11.5 Demand of duty amounting to Rs. 36,888, is set aside as the Revenue has not brought on record any material to controvert the challan of Swastik Trading Company which had sent the goods for job work (end facing).
11.6 Regarding duty of Rs. 1,38,225 based on two slips dated 5.9.98 and 9.9.98, the contentions of the respondents are that these slips indicated proposal for despatch which could not be implemented. There is force in the submissions of the Appellants as one slip is dated 9.9.98 itself for the day the Officers visited the factory for search. If the goods had been removed the same day, the same should have been intercepted at the premises of the buyers. The Revenue has relied upon the statement dated 1.2.99 of Shri S.K. Sharma in which he has mentioned that the goods had been despatched. But he had not been asked the names of the customers and mode of transport, etc. No statement of any driver/transporter is also brought on record to show the despatch of these goods. We, therefore, set aside this demand also.

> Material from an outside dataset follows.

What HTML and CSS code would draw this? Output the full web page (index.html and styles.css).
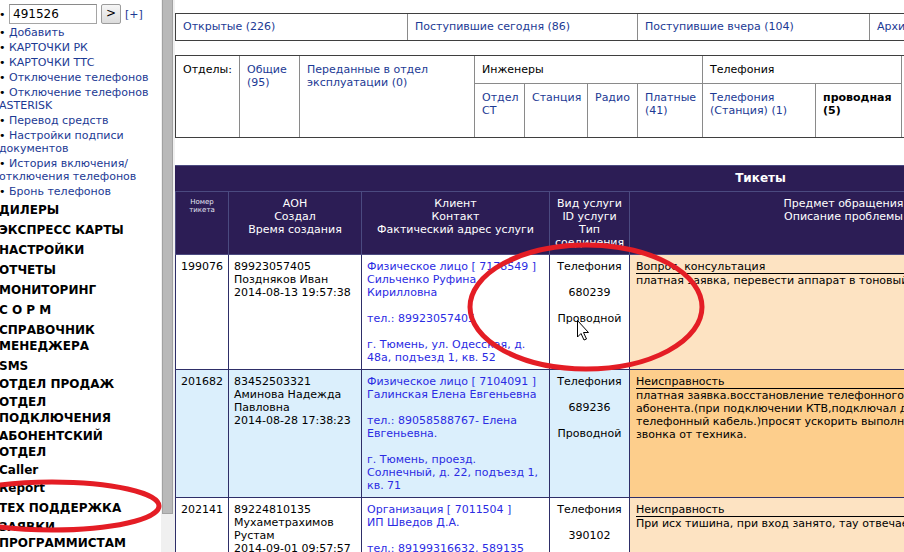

12. In view of above, we set aside all the demands of duty confirmed in the impugned Order except the demand of duty amounting to Rs. 91,119. We uphold the confiscation of finished goods found in the factory. The redemption fine is, however, reduced to Rs. 150 lakh. Accordingly, the penalty on the Appellant Company is reduced to Rs. one lakh only. Penalties imposed on other Appellants are set aside.
All the appeals are disposed of in above manner.